Кассиодор-ИорданВ своей гуннофобии Аммиана можно приравнять к Кассиодору (487–583). Утраченная «Готская история» (Gothic History) этого автора по большей части сохранилась в труде Иордана «Происхождение и деяния гетов» (The Origin and Deeds of Getae), который обычно называют «Гетика» (Getica). Но Кассиодор должен был объяснить, почему гунны смогли стать господами его героев, остготов, и править ими в течение трех поколений. Его гунны обладают нечестивым величием. Они жадный и жестокий, но смелый народ. Аттила – жестокий и сластолюбивый монстр, но не сделал ничего трусливого. Он был как лев. По Аммиану, гунны «при самом рождении на свет младенца ему глубоко прорезают щеки острым оружием» – эти слова Кассиодор скопировал. Но если Аммиан дальше пишет: «Чтобы тем задержать рост волос на зарубцевавшихся надрезах», то Кассиодор продолжает иначе: «Чтобы еще до того, как они получат молоко, младенцы научились терпеть раны».

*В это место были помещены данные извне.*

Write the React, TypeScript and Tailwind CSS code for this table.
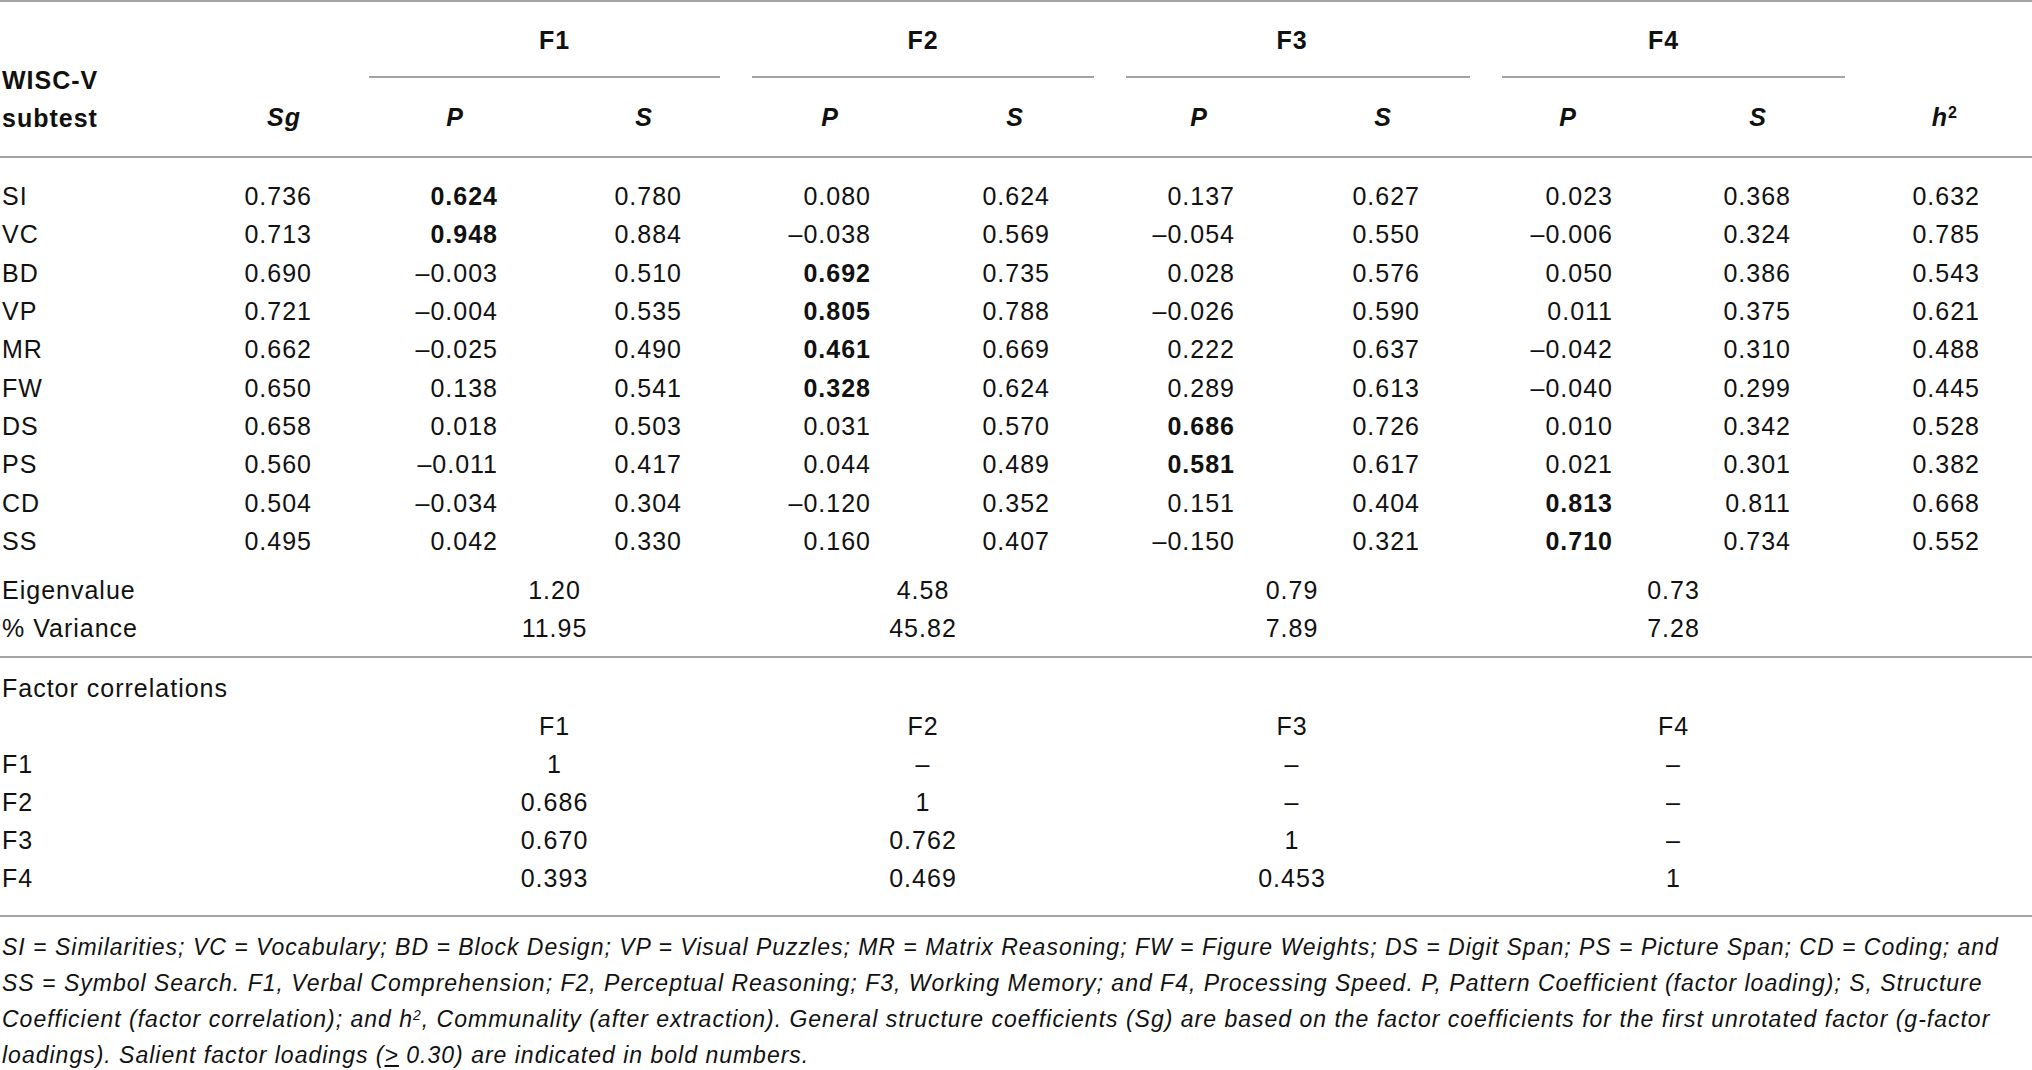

Повествуя о ранней истории готов, Иордан повторяет Кассиодора, хотя не всегда дословно. Для правильной оценки готских традиций, связанных с борьбой против гуннов в Южной России, следует помнить, что они дошли до нас в несколько облагороженной, «цивилизованной» форме. В остготской Италии, должно быть, еще была жива память о великих войнах, которые велись плечом к плечу с гуннами и против них. Источниками Кассиодора были песни, cantus maiorum, cantiones, carmina prisca, а также рассказы, некоторые из которых были «почти такие, как это было в действительности» (реnе storico ritu). При этом репе не следует воспринимать слишком серьезно. Кассиодор писал свою «Готскую историю», чтобы «вернуть фамилии Амал великолепие, принадлежащее ей по праву». Он писал для образованных римлян, чьи вкусы были бы оскорблены грубыми, жестокими и кровавыми аспектами ранней германской поэзии. Сравнение «Гетики» с «Историей лангобардов» Диакона показывает, до какой степени Кассиодор очистил традиции готских лордов от всех варварских черт.
Но это еще не все. Origo gentis Langobardorum – труд, написанный около 670 г. и ставший одним из источников Павла, полон языческих знаний. Более чем через 200 лет после обращения датчан в христианство старые божества, скудно замаскированные в древних королей, все еще бродили по страницам Saxo Grammaticus. В 530-х гг., когда Кассиодор писал свою историю, еще были живы люди, отцы которых, если не они сами, в юности приносили жертвы старым богам. Готские Heldenlieder (героические эпосы) были определенно такими же языческими, как у датчан и лангобардов. Исходный материал «прорывается» в одном отрывке из «Гетики», взятом у Кассиодора: «И по причине великих побед, которые готы одержали в этом регионе, они впоследствии назвали своих лидеров, благодаря удаче которых они победили, не просто людьми, а полубогами, то есть ansis». Даже здесь Кассиодор эвфемизировал предание. В других местах языческие элементы радикально исключены. Генеалогия Амалунгов, которая в carmina и fabulae была почти наверняка полна богами, богинями, убийствами и убийцами, читается как официальный документ.